Here's why: Shouldn't the results on both searches come up with the same result, no matter if you use "Georgia" or "GA?" This is the kind of sloppy editorial that gives the web a bad rep in the real world.
On the middle market cities I tested, the state name (Georgia) came up with much better results than the postal abbreviation (GA). I got more spam on most of the abbreviation results.
What is funny about this is that it would be very easy for G and Y to write a script so that the results would be the same.
Question: In that "local search" is going to be such a big deal for both of these firms, shouldn't the user's results be the same on each? Yes or no? Explain.
The problem comes in with some stats abbreviations mean multiple things. Trying marketing health products in Maryland. The MD extension screws up a lot there. ME (maine) also has some issues.

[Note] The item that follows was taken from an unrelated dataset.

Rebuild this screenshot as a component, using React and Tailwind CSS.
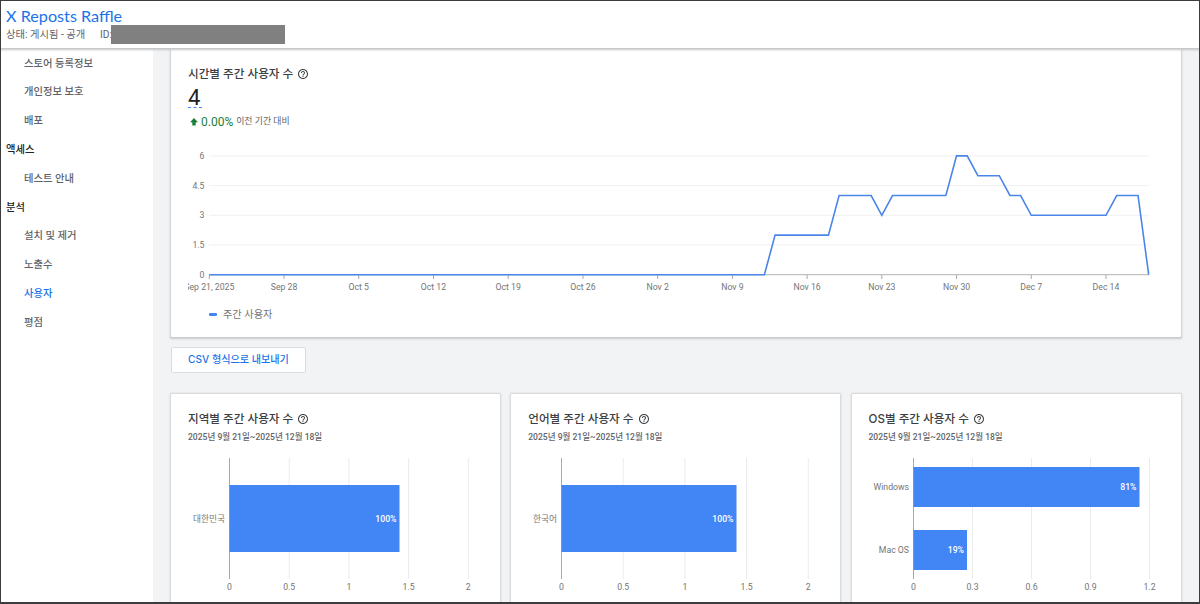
import React from 'react';

const navItems = [
  { label: '스토어 등록정보' },
  { label: '개인정보 보호' },
  { label: '배포' },
  { label: '액세스', heading: true },
  { label: '테스트 안내' },
  { label: '분석', heading: true },
  { label: '설치 및 제거' },
  { label: '노출수' },
  { label: '사용자', active: true },
  { label: '평점' },
];

const weekLabels = [
  'Sep 21, 2025', 'Sep 28', 'Oct 5', 'Oct 12', 'Oct 19', 'Oct 26', 'Nov 2',
  'Nov 9', 'Nov 16', 'Nov 23', 'Nov 30', 'Dec 7', 'Dec 14',
];

// [day since Sep 21, weekly users]
const weeklyUsers = [
  [0, 0], [52, 0], [53, 2], [58, 2], [59, 4], [62, 4], [63, 3], [64, 4], [69, 4],
  [70, 6], [71, 6], [72, 5], [74, 5], [75, 4], [76, 4], [77, 3], [84, 3],
  [85, 4], [87, 4], [88, 0],
];

const barCharts = [
  {
    title: '지역별 주간 사용자 수',
    axis: 41.5,
    step: 59.7,
    ticks: ['0', '0.5', '1', '1.5', '2'],
    bars: [{ label: '대한민국', value: '100%', y: 27, height: 67, width: 170 }],
  },
  {
    title: '언어별 주간 사용자 수',
    axis: 33.5,
    step: 61.7,
    ticks: ['0', '0.5', '1', '1.5', '2'],
    bars: [{ label: '한국어', value: '100%', y: 27, height: 67, width: 175 }],
  },
  {
    title: 'OS별 주간 사용자 수',
    axis: 44.5,
    step: 59,
    ticks: ['0', '0.3', '0.6', '0.9', '1.2'],
    bars: [
      { label: 'Windows', value: '81%', y: 9, height: 40, width: 226 },
      { label: 'Mac OS', value: '19%', y: 72, height: 40, width: 53.5 },
    ],
  },
];

function HelpIcon() {
  return (
    <svg width="12" height="12" viewBox="0 0 24 24" fill="#3c4043" aria-hidden="true">
      <path d="M11 18h2v-2h-2v2zm1-16C6.48 2 2 6.48 2 12s4.48 10 10 10 10-4.48 10-10S17.52 2 12 2zm0 18c-4.41 0-8-3.59-8-8s3.59-8 8-8 8 3.59 8 8-3.59 8-8 8zm0-14c-2.21 0-4 1.79-4 4h2c0-1.1.9-2 2-2s2 .9 2 2c0 2-3 1.75-3 5h2c0-2.25 3-2.5 3-5 0-2.21-1.79-4-4-4z" />
    </svg>
  );
}

function CardTitle({ children }) {
  return (
    <div className="flex h-4 items-center gap-[4px]">
      <h2 className="font-[Inter,'Noto_Sans_CJK_KR',sans-serif] text-[11.6px] leading-4 font-medium whitespace-nowrap text-[#3c4043]">
        {children}
      </h2>
      <HelpIcon />
    </div>
  );
}

function LineChart() {
  const x = (day) => 21.3 + day * 10.675;
  const y = (users) => 128.7 - users * 19.8;

  return (
    <svg width="970" height="150" className="block text-[8.7px]" fill="#757575">
      {[6, 4.5, 3, 1.5, 0].map((v) => (
        <g key={v}>
          <line x1="21" x2="961" y1={y(v)} y2={y(v)} stroke={v === 0 ? '#b3b3b3' : '#f1f1f1'} />
          <text x="16.5" y={y(v) + 3} textAnchor="end">{v}</text>
        </g>
      ))}
      {weekLabels.map((label, i) => (
        <g key={label}>
          <line x1={x(i * 7)} x2={x(i * 7)} y1="129" y2="133" stroke="#a8a8a8" />
          <text x={x(i * 7)} y="144" textAnchor="middle">{label}</text>
        </g>
      ))}
      <polyline
        points={weeklyUsers.map(([day, users]) => `${x(day)},${y(users)}`).join(' ')}
        fill="none"
        stroke="#4a86e8"
        strokeWidth="1.6"
      />
    </svg>
  );
}

function BarChart({ axis, step, ticks, bars }) {
  return (
    <svg width="310" height="138" className="block text-[8.7px]" fill="#757575">
      {ticks.map((tick, i) => (
        <g key={tick}>
          <line
            x1={axis + i * step}
            x2={axis + i * step}
            y1="0"
            y2="121"
            stroke={i === 0 ? '#a8a8a8' : '#ebebeb'}
          />
          <text x={axis + i * step} y="132" textAnchor="middle">{tick}</text>
        </g>
      ))}
      {bars.map((bar) => (
        <g key={bar.label}>
          <rect x={axis} y={bar.y} width={bar.width} height={bar.height} rx="0.5" fill="#4285f4" />
          <text x={axis - 4.5} y={bar.y + bar.height / 2 + 3} textAnchor="end">{bar.label}</text>
          <text
            x={axis + bar.width - 3}
            y={bar.y + bar.height / 2 + 3}
            textAnchor="end"
            fill="#fff"
            className="font-medium"
          >
            {bar.value}
          </text>
        </g>
      ))}
    </svg>
  );
}

function BarCard({ title, ...chart }) {
  return (
    <section className="h-[220px] min-w-0 flex-1 overflow-hidden rounded-t-[1px] bg-white pt-[17px] pl-[17px] shadow-[0_0_2px_0.5px_#d0d2d5]">
      <CardTitle>{title}</CardTitle>
      <p className="mt-[3px] mb-[14px] text-[8.55px] leading-[14px] font-medium text-[#5f6368]">
        2025년 9월 21일~2025년 12월 18일
      </p>
      <BarChart {...chart} />
    </section>
  );
}

export default function App() {
  return (
    <div className="flex h-[604px] w-[1200px] flex-col overflow-hidden border border-b-2 border-[#3c3c3f] bg-white font-[Roboto,'Noto_Sans_CJK_KR',sans-serif]">
      <header className="z-10 h-[47px] shrink-0 bg-white pl-[5px] pt-[6px] shadow-[0_1px_2px_1px_#c4c6c8]">
        <h1 className="font-[Lato,sans-serif] text-[16.2px] leading-[17px] text-[#1a73e8]">X Reposts Raffle</h1>
        <div className="flex h-[20px] items-center text-[10.3px] leading-[19px] text-[#5f6368]">
          <span className="w-[94px] whitespace-nowrap">상태: 게시됨 - 공개</span>
          <span className="w-[11px] whitespace-nowrap">ID:</span>
          <span className="h-[19px] w-[174px] bg-[#808080]" />
        </div>
      </header>

      <div className="flex min-h-0 flex-1">
        <nav className="w-[152px] shrink-0 bg-white pt-[1px]">
          {navItems.map(({ label, heading, active }) => (
            <a
              key={label}
              className={`flex h-[28.8px] items-center text-[10.3px] font-medium ${
                heading ? 'pl-[5px] text-[#202124]' : 'pl-[23px]'
              } ${active ? 'text-[#1a73e8]' : ''} ${!heading && !active ? 'text-[#5f6368]' : ''}`}
            >
              {label}
            </a>
          ))}
        </nav>

        <main className="flex min-w-0 flex-1 flex-col bg-[#f1f3f4] pr-[18.5px] pl-[18px]">
          <section className="h-[289px] shrink-0 rounded-b-[1px] bg-white pt-[18px] pl-[17px] shadow-[0_1px_2px_0.5px_#c8cacd]">
            <CardTitle>시간별 주간 사용자 수</CardTitle>
            <div className="mt-[7px] h-[19px] w-[14px] border-b border-dashed border-[#4285f4] text-[22px] leading-[18px] text-[#202124]">
              4
            </div>
            <div className="mt-[5px] flex h-[18px] items-center pl-[2px]">
              <svg width="8" height="8" viewBox="0 0 8 8" fill="#188038">
                <path d="M4 0L8 4.3H5.7V7.5H2.3V4.3H0z" />
              </svg>
              <span className="ml-[3px] text-[12px] text-[#188038]">0.00%</span>
              <span className="ml-[3px] text-[8.9px] text-[#5f6368]">이전 기간 대비</span>
            </div>
            <div className="mt-[15px]">
              <LineChart />
            </div>
            <div className="mt-[9px] flex h-[18px] items-center gap-[6px] pl-[21px]">
              <span className="h-[3px] w-[8px] rounded-[1px] bg-[#4285f4]" />
              <span className="pt-[1px] text-[10.2px] text-[#757575]">주간 사용자</span>
            </div>
          </section>

          <button className="mt-[10px] h-[26px] w-[135px] shrink-0 rounded-[2px] border border-[#dadce0] bg-white font-[Inter,'Noto_Sans_CJK_KR',sans-serif] text-[10.1px] font-medium text-[#1a73e8]">
            CSV 형식으로 내보내기
          </button>

          <div className="mt-[21px] flex gap-[11.25px]">
            {barCharts.map((chart) => (
              <BarCard key={chart.title} {...chart} />
            ))}
          </div>
        </main>
      </div>
    </div>
  );
}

There has to be some interesting technolog (thats way above my head) to determine whats a state and whats an abbreviation of something else.
Remember how, until recently, they stated emphatically that they did not do stemming? And now they do.
I believe that they are (or should be) working on an abbreviation algo. It is not only state names. People search for mountains as either mt widget or mount widget, equal numbers for both. So I have to use both in rougly equal numbers.
But, it would seem to me that G and Y would work on this just so users would have some comfort in the result. I can't think of any reason why the results should be different.